The main principle can be extended well beyond this; computer "holy wars" have long been waged over endless battlegrounds, including GNU/Linux vs. other Unix variants vs. Microsoft OSes, the "IBM PC" vs. sundry Motorola 68000-based systems, the 1970s' varied 8-bit systems against each other, KDE versus GNOME....

A wise LUG leader will seek to move past such differences, if only because they're tedious. LUG leaders ideally therefore will have thick skins.

Non-profit organisations and money don't mix terribly well.

It is important to be careful with finances in any sort of non-profit. In businesses, which focus on substantive profit, people are not typically too worried about minor details such as alleged misspending of immaterial sums. The same cannot be said of non-profit organisations. Some people are involved for reasons of principle, and devote inordinate attention to otherwise minor issues, an example of C. Northcote Parkinson's Bike Shed Effect. LUG business meetings' potential for wide participation correspondingly expands the potential for exactly such inordinate attention.

As a result, it is probably preferable for there to not be any LUG membership fee, as that provides a specific thing for which people can reasonably demand accountability. Fees not collected can't be misused -- or squabbled over.

If there is a lot of money and/or other substantive property, the user group must be accountable to members.

Any vital, growing group should have more than one active person.

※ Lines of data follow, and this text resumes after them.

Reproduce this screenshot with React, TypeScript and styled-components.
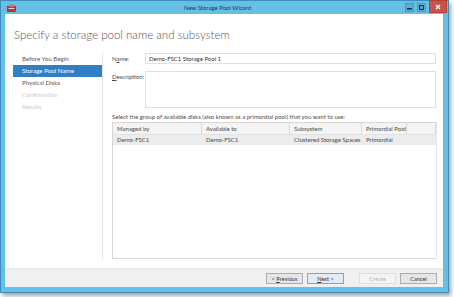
import React from 'react';
import styled, { createGlobalStyle } from 'styled-components';

const Global = createGlobalStyle`
  html, body { margin: 0; padding: 0; background: #fff; }
  body { font-family: Lato, "Open Sans", sans-serif; }
`;

const Page = styled.div`
  width: 454px;
  height: 297px;
  background: #fff;
`;

const Window = styled.div`
  width: 449px;
  height: 293px;
  box-sizing: border-box;
  background: #66bfe6;
  border: 1px solid #3b8dbb;
  box-shadow: 2px 3px 4px rgba(0, 0, 0, 0.35);
  display: flex;
  flex-direction: column;
  padding: 0 5px 5px 4px;
`;

const TitleBar = styled.div`
  height: 13px;
  display: flex;
  align-items: center;
  font-size: 6px;
  color: #1d3a4f;
`;

const Title = styled.div`
  flex: 1;
  text-align: center;
  padding-left: 14px;
`;

const Controls = styled.div`
  display: flex;
  align-self: flex-start;
  gap: 3px;
  margin-right: -4px;
`;

const CtrlBtn = styled.div<{ $close?: boolean }>`
  width: ${p => (p.$close ? '18px' : '9px')};
  height: ${p => (p.$close ? '13px' : '9px')};
  margin-top: ${p => (p.$close ? '-1px' : '2px')};
  background: ${p => (p.$close ? '#c9524a' : '#5aaed6')};
  border: 1px solid ${p => (p.$close ? '#b04038' : '#4a98c0')};
  display: flex;
  align-items: center;
  justify-content: center;
  box-sizing: border-box;
`;

const Client = styled.div`
  flex: 1;
  background: #fff;
  display: flex;
  flex-direction: column;
`;

const Heading = styled.h1`
  margin: 0;
  padding: 14px 0 0 9px;
  height: 28px;
  box-sizing: border-box;
  font-weight: 300;
  font-size: 11.5px;
  line-height: 14px;
  color: #555;
`;

const Body = styled.div`
  flex: 1;
  display: flex;
  padding-top: 11px;
`;

const Nav = styled.div`
  width: 89px;
  border-right: 1px solid #e4e4e4;
  margin-bottom: 8px;
  padding-left: 8px;
`;

const NavItem = styled.div<{ $active?: boolean; $disabled?: boolean }>`
  height: 12px;
  line-height: 12px;
  padding-left: 9px;
  font-size: 6.2px;
  color: ${p => (p.$active ? '#fff' : p.$disabled ? '#cccccc' : '#5a5a5a')};
  background: ${p => (p.$active ? '#2f7fc7' : 'transparent')};
`;

const Content = styled.div`
  flex: 1;
  padding: 0 7px 9px 9px;
  display: flex;
  flex-direction: column;
  font-size: 6px;
  color: #4a4a4a;
`;

const FieldRow = styled.div<{ $tall?: boolean }>`
  display: flex;
  height: ${p => (p.$tall ? '37px' : '11px')};
  margin-bottom: ${p => (p.$tall ? '3px' : '7px')};
`;

const Label = styled.div`
  width: 33px;
  padding-top: 2px;
  white-space: nowrap;
  u { text-decoration: underline; }
`;

const Input = styled.div`
  flex: 1;
  border: 1px solid #e0e0e0;
  box-sizing: border-box;
  padding: 1px 3px;
  color: #333;
  line-height: 8px;
`;

const Prompt = styled.div`
  height: 11px;
  line-height: 11px;
`;

const Table = styled.div`
  flex: 1;
  border: 1px solid #d6d6d6;
  border-right-color: #e8e8e8;
  margin-right: -1px;
  display: flex;
  flex-direction: column;
`;

const Row = styled.div<{ $head?: boolean }>`
  display: grid;
  grid-template-columns: 89px 88px 72px 45px 1fr;
  height: ${p => (p.$head ? '11px' : '10px')};
  background: ${p => (p.$head ? '#f4f4f4' : '#ececec')};
  border-bottom: ${p => (p.$head ? '1px solid #e2e2e2' : 'none')};
  align-items: center;
`;

const Cell = styled.div<{ $head?: boolean }>`
  padding-left: 4px;
  height: 100%;
  line-height: ${p => (p.$head ? '11px' : '10px')};
  border-right: ${p => (p.$head ? '1px solid #dadada' : 'none')};
  white-space: nowrap;
  color: #4a4a4a;
`;

const Footer = styled.div`
  height: 19px;
  background: #f0f0f0;
  border-top: 1px solid #e8e8e8;
  box-sizing: border-box;
  display: flex;
  align-items: center;
  justify-content: flex-end;
  padding: 1px 6px 0 0;
  gap: 4px;
`;

const Button = styled.div<{ $primary?: boolean; $disabled?: boolean; $gap?: boolean }>`
  width: 37px;
  height: 11px;
  box-sizing: border-box;
  border: 1px solid ${p => (p.$primary ? '#7aa7cf' : p.$disabled ? '#dedede' : '#adadad')};
  background: ${p => (p.$primary ? '#e2ebf4' : p.$disabled ? '#f4f4f4' : '#e6e6e6')};
  color: ${p => (p.$disabled ? '#b8b8b8' : '#333')};
  font-size: 5.6px;
  line-height: 9px;
  text-align: center;
  margin-left: ${p => (p.$gap ? '11px' : '0')};
  u { text-decoration: underline; }
`;

const columns = ['Managed by', 'Available to', 'Subsystem', 'Primordial Pool', ''];
const rows = [['Demo-FSC1', 'Demo-FSC1', 'Clustered Storage Spaces', 'Primordial', '']];

const steps = [
  { label: 'Before You Begin' },
  { label: 'Storage Pool Name', active: true },
  { label: 'Physical Disks' },
  { label: 'Confirmation', disabled: true },
  { label: 'Results', disabled: true },
];

const AppIcon = () => (
  <svg width="9" height="8" viewBox="0 0 9 8">
    <rect x="0.5" y="2.5" width="8" height="5" fill="#b83a3a" stroke="#7a2222" strokeWidth="0.6" />
    <rect x="2" y="0.5" width="5" height="2.5" fill="#d87070" />
    <rect x="1.5" y="4" width="6" height="1" fill="#f3c9c9" />
  </svg>
);

const IconSlot = styled.span`
  display: flex;
  margin: 1px 0 0 2px;
`;

export default function App() {
  return (
    <Page>
      <Global />
      <Window>
        <TitleBar>
          <IconSlot>
            <AppIcon />
          </IconSlot>
          <Title>New Storage Pool Wizard</Title>
          <Controls>
            <CtrlBtn>
              <svg width="5" height="5" viewBox="0 0 5 5"><rect x="0" y="3" width="5" height="1.5" fill="#1b2b38" /></svg>
            </CtrlBtn>
            <CtrlBtn>
              <svg width="5" height="5" viewBox="0 0 5 5"><rect x="0.5" y="0.5" width="4" height="4" fill="none" stroke="#1b2b38" strokeWidth="1.2" /></svg>
            </CtrlBtn>
            <CtrlBtn $close>
              <svg width="6" height="6" viewBox="0 0 6 6"><path d="M1 1L5 5M5 1L1 5" stroke="#fff" strokeWidth="1.4" /></svg>
            </CtrlBtn>
          </Controls>
        </TitleBar>
        <Client>
          <Heading>Specify a storage pool name and subsystem</Heading>
          <Body>
            <Nav>
              {steps.map(s => (
                <NavItem key={s.label} $active={s.active} $disabled={s.disabled}>{s.label}</NavItem>
              ))}
            </Nav>
            <Content>
              <FieldRow>
                <Label>N<u>a</u>me:</Label>
                <Input>Demo-FSC1 Storage Pool 1</Input>
              </FieldRow>
              <FieldRow $tall>
                <Label><u>D</u>escription:</Label>
                <Input />
              </FieldRow>
              <Prompt>Select the group of available disks (also known as a primordial pool) that you want to use:</Prompt>
              <Table>
                <Row $head>
                  {columns.map((c, i) => <Cell key={i} $head>{c}</Cell>)}
                </Row>
                {rows.map((r, i) => (
                  <Row key={i}>
                    {r.map((c, j) => <Cell key={j}>{c}</Cell>)}
                  </Row>
                ))}
              </Table>
            </Content>
          </Body>
          <Footer>
            <Button>&lt; <u>P</u>revious</Button>
            <Button $primary><u>N</u>ext &gt;</Button>
            <Button $disabled $gap>Create</Button>
            <Button>Cancel</Button>
          </Footer>
        </Client>
      </Window>
    </Page>
  );
}
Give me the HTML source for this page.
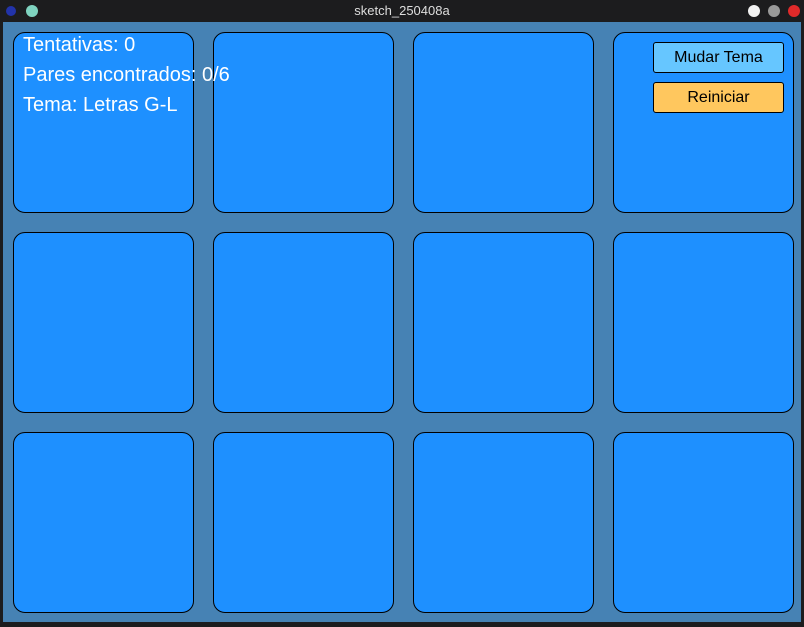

In troubled nonprofits, financial information is often tightly held by someone who will not willingly relinquish monetary control. Ideally, there should be some LUG duty rotation, including duties involving financial control.

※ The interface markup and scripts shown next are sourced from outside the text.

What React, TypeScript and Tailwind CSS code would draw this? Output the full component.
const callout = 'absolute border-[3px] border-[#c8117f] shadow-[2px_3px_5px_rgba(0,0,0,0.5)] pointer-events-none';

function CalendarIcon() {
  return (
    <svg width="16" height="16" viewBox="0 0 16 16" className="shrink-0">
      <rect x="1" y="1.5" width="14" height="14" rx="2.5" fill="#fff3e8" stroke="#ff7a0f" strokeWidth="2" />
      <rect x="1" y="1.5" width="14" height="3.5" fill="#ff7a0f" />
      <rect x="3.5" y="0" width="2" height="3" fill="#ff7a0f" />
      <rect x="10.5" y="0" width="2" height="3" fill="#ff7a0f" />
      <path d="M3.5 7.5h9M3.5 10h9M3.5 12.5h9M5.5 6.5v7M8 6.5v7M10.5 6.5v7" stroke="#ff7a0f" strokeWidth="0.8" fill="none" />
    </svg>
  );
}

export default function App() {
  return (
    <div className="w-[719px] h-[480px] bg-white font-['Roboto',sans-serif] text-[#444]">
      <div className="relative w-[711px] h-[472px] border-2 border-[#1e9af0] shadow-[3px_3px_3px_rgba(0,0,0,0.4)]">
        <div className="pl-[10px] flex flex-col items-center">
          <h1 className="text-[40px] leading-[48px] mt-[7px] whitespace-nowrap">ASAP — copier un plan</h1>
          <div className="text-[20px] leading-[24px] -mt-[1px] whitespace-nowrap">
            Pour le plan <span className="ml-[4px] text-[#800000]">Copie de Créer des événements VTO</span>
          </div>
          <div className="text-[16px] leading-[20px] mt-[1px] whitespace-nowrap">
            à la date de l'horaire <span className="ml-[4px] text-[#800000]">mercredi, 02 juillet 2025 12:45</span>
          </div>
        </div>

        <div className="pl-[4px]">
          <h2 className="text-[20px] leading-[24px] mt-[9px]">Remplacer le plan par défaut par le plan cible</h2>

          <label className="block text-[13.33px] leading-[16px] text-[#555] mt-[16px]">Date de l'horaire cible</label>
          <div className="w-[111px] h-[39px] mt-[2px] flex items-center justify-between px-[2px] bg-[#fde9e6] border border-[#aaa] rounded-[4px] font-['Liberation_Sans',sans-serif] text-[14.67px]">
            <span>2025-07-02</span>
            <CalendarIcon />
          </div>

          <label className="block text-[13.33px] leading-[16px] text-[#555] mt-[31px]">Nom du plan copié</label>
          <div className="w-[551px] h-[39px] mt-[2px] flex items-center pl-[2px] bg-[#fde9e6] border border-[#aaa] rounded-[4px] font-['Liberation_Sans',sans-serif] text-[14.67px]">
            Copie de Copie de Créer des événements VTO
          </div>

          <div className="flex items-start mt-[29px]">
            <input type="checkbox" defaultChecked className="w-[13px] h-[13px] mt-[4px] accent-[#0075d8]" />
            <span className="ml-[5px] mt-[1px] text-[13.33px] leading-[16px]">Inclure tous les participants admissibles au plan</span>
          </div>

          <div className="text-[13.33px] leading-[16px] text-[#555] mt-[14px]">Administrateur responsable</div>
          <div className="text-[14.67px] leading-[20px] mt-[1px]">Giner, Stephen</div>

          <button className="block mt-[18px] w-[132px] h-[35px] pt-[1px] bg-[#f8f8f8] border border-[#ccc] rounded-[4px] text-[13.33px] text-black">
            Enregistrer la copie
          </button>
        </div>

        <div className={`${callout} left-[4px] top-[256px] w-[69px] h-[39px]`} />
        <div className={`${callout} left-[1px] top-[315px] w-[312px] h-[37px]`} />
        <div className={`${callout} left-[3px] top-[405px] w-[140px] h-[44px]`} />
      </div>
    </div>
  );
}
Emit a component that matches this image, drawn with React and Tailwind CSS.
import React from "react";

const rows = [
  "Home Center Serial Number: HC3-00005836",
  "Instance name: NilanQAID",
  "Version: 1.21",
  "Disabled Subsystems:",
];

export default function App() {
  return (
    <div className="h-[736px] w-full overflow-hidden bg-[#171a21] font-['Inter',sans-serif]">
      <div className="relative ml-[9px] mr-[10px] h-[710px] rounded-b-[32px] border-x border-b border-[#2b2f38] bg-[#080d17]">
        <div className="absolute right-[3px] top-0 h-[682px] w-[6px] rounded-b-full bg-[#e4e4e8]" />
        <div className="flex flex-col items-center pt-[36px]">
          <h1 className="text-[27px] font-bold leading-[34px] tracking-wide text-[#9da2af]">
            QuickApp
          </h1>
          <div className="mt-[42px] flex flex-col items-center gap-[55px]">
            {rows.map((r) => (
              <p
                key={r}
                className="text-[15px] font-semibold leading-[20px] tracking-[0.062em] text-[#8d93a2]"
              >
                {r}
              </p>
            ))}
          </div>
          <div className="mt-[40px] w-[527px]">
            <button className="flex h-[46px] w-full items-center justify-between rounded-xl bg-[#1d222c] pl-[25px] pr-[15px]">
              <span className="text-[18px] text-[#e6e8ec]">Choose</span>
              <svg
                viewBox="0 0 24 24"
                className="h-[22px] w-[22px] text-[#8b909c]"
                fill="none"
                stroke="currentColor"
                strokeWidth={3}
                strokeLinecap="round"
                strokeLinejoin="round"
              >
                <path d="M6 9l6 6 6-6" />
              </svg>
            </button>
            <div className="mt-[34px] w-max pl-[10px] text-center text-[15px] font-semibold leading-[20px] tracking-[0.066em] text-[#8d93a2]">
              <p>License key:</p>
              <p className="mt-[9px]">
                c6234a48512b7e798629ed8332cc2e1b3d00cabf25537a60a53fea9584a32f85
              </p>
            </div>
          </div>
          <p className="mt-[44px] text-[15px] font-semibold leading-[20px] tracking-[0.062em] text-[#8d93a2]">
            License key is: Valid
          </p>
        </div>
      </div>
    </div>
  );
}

Regular useful financial reports should be made available to those who wish them. A LUG maintaining official "charitable status" for tax purposes must file at least annual financial reports with the local tax authorities, which would represent a minimum financial disclosure to members.

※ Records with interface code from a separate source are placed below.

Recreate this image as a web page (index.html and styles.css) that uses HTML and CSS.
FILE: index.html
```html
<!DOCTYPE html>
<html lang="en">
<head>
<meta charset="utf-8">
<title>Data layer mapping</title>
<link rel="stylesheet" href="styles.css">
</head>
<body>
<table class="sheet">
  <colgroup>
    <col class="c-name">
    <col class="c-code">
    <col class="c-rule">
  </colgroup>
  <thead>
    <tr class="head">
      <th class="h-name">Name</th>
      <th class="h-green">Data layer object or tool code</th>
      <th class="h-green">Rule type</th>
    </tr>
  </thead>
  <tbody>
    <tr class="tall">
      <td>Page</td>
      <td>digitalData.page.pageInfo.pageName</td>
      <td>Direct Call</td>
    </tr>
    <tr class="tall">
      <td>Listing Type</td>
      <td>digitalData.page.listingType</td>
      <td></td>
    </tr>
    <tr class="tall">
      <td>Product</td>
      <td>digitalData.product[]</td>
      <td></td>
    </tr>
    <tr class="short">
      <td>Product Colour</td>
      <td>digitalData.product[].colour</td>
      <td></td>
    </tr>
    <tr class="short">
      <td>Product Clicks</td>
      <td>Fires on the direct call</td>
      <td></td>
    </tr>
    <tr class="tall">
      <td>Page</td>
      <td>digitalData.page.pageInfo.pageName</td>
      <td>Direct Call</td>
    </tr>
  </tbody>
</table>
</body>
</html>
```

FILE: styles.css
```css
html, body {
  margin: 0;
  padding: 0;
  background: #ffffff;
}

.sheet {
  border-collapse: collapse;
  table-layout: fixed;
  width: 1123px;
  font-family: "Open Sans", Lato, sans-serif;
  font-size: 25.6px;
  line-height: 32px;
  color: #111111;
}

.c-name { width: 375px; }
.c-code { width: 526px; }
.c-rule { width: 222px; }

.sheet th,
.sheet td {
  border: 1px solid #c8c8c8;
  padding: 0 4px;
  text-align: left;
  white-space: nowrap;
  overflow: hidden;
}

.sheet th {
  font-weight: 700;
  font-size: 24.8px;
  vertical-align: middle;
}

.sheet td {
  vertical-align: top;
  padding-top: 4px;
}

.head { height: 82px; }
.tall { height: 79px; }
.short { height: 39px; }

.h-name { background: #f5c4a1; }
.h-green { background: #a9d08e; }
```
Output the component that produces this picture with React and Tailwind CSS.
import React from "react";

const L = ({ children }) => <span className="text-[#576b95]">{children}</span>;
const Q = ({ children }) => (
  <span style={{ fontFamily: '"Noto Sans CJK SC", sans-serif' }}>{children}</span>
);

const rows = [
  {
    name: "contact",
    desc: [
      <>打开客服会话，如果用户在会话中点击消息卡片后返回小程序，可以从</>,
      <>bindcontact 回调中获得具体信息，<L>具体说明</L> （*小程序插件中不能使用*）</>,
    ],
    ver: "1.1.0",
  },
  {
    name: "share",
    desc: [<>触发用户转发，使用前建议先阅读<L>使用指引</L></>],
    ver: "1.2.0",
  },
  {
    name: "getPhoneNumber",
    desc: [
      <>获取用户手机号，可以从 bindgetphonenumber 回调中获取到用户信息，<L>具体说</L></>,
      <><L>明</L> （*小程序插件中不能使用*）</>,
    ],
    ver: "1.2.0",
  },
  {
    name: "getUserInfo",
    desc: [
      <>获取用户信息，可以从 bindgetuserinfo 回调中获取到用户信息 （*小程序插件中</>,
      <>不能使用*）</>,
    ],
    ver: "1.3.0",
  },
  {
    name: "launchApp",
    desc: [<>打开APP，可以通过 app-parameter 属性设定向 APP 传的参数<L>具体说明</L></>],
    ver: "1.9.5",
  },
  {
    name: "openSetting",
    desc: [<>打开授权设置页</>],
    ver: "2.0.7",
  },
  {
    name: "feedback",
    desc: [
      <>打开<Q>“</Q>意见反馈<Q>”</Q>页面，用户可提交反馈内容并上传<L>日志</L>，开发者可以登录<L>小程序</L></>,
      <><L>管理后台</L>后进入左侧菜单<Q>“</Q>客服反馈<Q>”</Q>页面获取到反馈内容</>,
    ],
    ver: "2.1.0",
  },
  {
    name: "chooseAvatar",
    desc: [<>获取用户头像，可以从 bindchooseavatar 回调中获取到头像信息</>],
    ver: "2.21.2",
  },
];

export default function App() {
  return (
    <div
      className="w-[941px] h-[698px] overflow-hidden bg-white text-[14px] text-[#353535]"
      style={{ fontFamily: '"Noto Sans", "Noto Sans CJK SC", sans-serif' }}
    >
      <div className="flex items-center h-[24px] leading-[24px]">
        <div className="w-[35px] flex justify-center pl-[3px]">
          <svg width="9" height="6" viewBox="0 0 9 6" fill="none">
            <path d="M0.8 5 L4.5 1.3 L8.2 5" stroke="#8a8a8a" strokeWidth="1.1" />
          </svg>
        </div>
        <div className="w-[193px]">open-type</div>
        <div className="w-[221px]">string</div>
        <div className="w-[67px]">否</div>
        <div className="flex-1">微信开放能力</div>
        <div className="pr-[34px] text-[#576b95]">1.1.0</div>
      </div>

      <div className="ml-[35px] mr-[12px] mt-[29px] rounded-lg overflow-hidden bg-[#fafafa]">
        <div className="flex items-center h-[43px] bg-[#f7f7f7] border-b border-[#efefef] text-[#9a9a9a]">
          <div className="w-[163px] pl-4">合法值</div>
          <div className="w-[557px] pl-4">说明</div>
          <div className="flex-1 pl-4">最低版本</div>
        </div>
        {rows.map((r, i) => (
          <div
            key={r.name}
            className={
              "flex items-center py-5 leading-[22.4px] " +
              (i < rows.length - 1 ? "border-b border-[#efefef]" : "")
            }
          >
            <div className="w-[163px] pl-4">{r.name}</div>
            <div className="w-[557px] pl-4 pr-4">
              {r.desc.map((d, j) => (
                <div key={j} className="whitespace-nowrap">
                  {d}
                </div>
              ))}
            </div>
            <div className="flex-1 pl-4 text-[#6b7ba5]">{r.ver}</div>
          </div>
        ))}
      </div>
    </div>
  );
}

With the growth of GNU/Linux-based financial software, regular reports are now quite practical. With the growth of the Internet, it should even be possible to publish these on the World-Wide Web.

7.4 Elections, democracy, and turnover

Governing your LUG democratically is absolutely vital -- if and only if you believe it is. I intend that remark somewhat less cynically than it probably sounds, as I shall explain.

Tangible stakes at issue in LUG politics tend to be minuscule to the point of comic opera: There are typically no real assets. Differences of view can be resolved by either engineering around them with technology (the GNU/Linux-ey solution) or by letting each camp run efforts in parallel. Moreover, even the most militantly "democratic" LUGs typically field, like clockwork, exactly as many candidates as there are offices to be filled -- not a soul more.

It's tempting to mock such exercises as empty posturing, but such is not (much) my intent. Rather, I mention them to point out something more significant: Attracting and retaining key volunteers is vital to the group's success. Anything that makes that happen is good. It seems likely that the "democratic" exercise stressed in some groups, substantive or not, encourages participation, and gives those elected a sense of status, legitimacy, and involvement. Those are Good Things.

Thus, if elections and formal structure help attract key participants, use them. If those deter participants, lose them. If door-prizes and garage sales bring people in, do door-prizes and garage sales. Participation, as much as software, is the lifeblood of your LUG.

The reason I spoke of "key" volunteers, above, is because, inevitably, a very few people will do almost all of the needed work. It's just the way things go, in volunteer groups. An anecdote may help illustrate my point: Towards the end of my long tenure as editor and typesetter of San Francisco PC User Group's 40-page monthly magazine, I was repeatedly urged to make magazine management more "democratic". I finally replied to the club president, "See that guy over there? That's Ed, one of my editorial staff. Ed just proofread twelve articles for the current issue. So, I figure he gets twelve votes." The president and other club politicos were dismayed by my work-based recasting of their democratic ideals: Their notion was that each biped should have an equal say in editorial policy, regardless of ability to typeset or proofread, or whether they had ever done anything to assist magazine production. Although he looked quite unhappy about doing so, the president dropped the subject. I figured that, when it came right down to it, he'd decide that the club needed people who got work done more than they needed his brand of "democracy".

But we weren't quite done: A month or so later, I was introduced to a "Publications Committee", who arrived with the intent of doing nothing but vote on matters of newsletter policy (i.e., issue "executive" orders to the volunteer production staff). Their first shock came when I listened politely to their advice but then applied my editorial judgement as usual. Much worse, though: I also assigned them work, as part of my staff. Almost all immediately lost interest. (Bossing around other people seemed likely to be fun; doing actual work was not.)

The point is that the widespread urge to vote on everything is at best orthogonal to any desire to perform needed work; at worst, the former serves as an excuse to compulsively meddle in others' performance of the latter.

To sum up: Have all the "democracy" that makes you happy, but watching after the well-being of your key volunteers is what matters. (To quote Candide, "We must cultivate our garden.")

Last, plan for your replacement: If your LUG is a college student group, and must go through a paperwork deathmarch every year to stay accredited, make sure that and all other vital processes are documented, so new LUG officers needn't figure everything out from scratch. Think of it as a systems-engineering problem: You're trying to eliminate single points of failure.

And what works for the guys in the next town may not work for your crowd: Surprise! The keys to this puzzle are still being sought. So, please experiment, and let me know what works for you, so I can tell others. Have fun!